▸ **DATA ENTRIES**:
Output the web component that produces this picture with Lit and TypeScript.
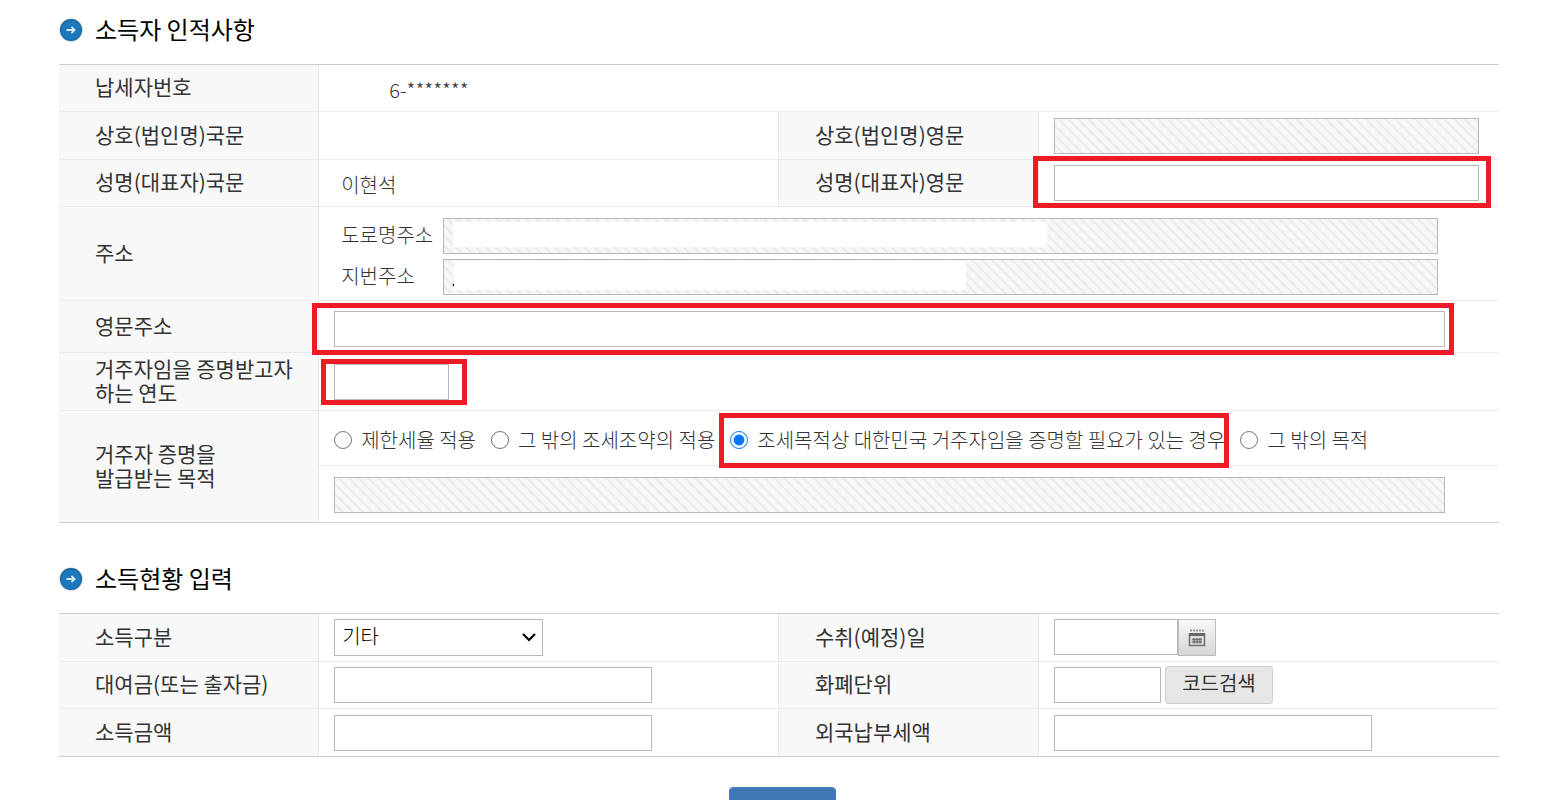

...

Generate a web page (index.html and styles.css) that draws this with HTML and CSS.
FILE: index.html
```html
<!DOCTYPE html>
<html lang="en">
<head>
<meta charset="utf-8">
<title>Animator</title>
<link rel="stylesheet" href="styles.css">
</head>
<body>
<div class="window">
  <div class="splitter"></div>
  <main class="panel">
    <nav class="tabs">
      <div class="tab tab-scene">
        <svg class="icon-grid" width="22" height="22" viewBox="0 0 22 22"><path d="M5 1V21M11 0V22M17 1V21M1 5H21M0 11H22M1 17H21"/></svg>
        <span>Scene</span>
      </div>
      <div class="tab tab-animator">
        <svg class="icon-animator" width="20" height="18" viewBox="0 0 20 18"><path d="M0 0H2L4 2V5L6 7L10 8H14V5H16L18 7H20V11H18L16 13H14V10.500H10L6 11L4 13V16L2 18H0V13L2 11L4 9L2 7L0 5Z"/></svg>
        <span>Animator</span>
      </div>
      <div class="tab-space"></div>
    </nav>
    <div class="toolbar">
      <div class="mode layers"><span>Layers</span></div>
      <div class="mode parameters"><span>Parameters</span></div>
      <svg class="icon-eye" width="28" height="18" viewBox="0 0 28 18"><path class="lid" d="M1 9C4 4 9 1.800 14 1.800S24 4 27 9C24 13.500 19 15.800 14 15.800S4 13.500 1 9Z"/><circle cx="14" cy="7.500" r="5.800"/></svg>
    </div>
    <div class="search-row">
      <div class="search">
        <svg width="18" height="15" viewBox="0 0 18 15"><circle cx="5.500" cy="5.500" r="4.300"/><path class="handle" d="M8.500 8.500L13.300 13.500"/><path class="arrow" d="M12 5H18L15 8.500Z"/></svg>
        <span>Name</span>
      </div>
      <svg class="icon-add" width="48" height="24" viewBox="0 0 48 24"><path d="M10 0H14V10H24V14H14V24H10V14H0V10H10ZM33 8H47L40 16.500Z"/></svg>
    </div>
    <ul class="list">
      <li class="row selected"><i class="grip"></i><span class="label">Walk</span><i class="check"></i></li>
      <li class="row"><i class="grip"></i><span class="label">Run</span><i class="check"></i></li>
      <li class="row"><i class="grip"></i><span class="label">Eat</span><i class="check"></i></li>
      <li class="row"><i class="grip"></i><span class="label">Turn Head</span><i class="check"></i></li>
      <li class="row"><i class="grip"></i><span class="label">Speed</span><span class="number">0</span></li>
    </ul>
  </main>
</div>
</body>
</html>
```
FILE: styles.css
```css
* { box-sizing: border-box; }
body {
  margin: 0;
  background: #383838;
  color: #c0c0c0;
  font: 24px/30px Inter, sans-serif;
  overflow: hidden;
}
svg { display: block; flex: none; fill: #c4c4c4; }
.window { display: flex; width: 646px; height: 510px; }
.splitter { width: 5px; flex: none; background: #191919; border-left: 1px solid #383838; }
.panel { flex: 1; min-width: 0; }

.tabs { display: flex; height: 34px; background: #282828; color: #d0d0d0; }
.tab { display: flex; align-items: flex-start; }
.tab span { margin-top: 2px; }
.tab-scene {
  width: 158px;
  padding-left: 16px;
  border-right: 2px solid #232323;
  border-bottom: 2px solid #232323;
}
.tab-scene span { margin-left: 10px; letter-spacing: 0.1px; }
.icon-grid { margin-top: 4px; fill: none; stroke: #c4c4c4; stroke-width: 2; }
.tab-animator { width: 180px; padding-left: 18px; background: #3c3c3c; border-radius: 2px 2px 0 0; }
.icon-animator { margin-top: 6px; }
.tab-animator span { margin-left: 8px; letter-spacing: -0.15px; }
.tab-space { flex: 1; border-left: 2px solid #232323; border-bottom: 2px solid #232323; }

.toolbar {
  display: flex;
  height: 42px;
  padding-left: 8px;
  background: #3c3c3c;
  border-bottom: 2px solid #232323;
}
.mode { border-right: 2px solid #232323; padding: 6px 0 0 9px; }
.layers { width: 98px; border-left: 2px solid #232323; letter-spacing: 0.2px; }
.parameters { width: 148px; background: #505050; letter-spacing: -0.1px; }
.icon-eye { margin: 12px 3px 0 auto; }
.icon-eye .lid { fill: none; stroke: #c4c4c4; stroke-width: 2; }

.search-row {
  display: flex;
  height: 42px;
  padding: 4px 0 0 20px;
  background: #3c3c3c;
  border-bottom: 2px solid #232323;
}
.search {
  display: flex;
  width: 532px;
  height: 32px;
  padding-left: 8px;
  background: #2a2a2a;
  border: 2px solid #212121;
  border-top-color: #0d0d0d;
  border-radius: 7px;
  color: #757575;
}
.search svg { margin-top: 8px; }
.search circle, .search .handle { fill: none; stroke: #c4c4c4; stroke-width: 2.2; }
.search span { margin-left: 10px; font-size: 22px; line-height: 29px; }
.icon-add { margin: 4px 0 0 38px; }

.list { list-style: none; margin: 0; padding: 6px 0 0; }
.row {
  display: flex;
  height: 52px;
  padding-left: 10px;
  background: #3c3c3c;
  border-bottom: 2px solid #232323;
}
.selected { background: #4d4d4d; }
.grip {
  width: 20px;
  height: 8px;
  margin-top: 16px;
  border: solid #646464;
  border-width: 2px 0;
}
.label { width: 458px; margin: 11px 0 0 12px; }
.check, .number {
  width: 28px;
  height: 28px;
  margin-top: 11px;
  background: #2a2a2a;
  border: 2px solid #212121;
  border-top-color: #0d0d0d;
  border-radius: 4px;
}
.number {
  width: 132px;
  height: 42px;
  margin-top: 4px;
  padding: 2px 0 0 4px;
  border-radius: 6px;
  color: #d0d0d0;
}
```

▸ **DIRECTIONS FOR THIS TASK**: Using the listing, copy every line where the word "that" shows up.

▸ **REPLY TO THE EXERCISE**:
Output the web component that produces this picture with Lit and TypeScript.
Generate a web page (index.html and styles.css) that draws this with HTML and CSS.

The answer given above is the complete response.